Pack What Can Make the Trip Home
If you are traveling by car, some groceries can make the return trip. Unopened pantry staples, sturdy produce, snack items, coffee, tea, and sealed dry goods are usually easy to pack. Leftovers can travel if they have been stored safely, and you have a cooler ready.
For flights, the options are more limited. In that case, buy smaller quantities from the beginning and avoid opening items you cannot finish. If the rental host provides guidance about leaving unopened food, follow it carefully. Some properties welcome sealed pantry items, while others ask guests to remove everything.
Composting and donation options vary by location, but they are worth checking when available. Some communities, especially in food-focused destinations, make it easier to dispose of scraps responsibly.
Leave With Memories, Not Groceries
A vacation rental kitchen should make travel feel easier. It gives you the freedom to linger over breakfast, prepare snacks before a long day out, and enjoy a quiet dinner when the group needs a slower evening.

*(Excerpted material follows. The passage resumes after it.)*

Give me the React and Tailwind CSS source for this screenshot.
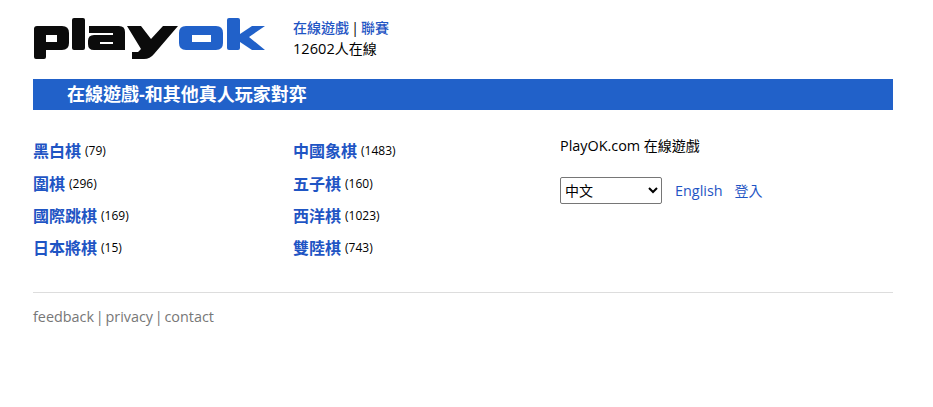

The secret is to shop for the trip you are actually taking, not the imaginary week where every meal happens perfectly at home. Plan a few meals, choose flexible ingredients, store fresh food thoughtfully, and leave room for spontaneous local dining.
When you build a vacation rental grocery plan around the real rhythm of your trip, you can enjoy the comfort of a kitchen, spend less on food, and finish with a cleaner fridge at the end of your trip.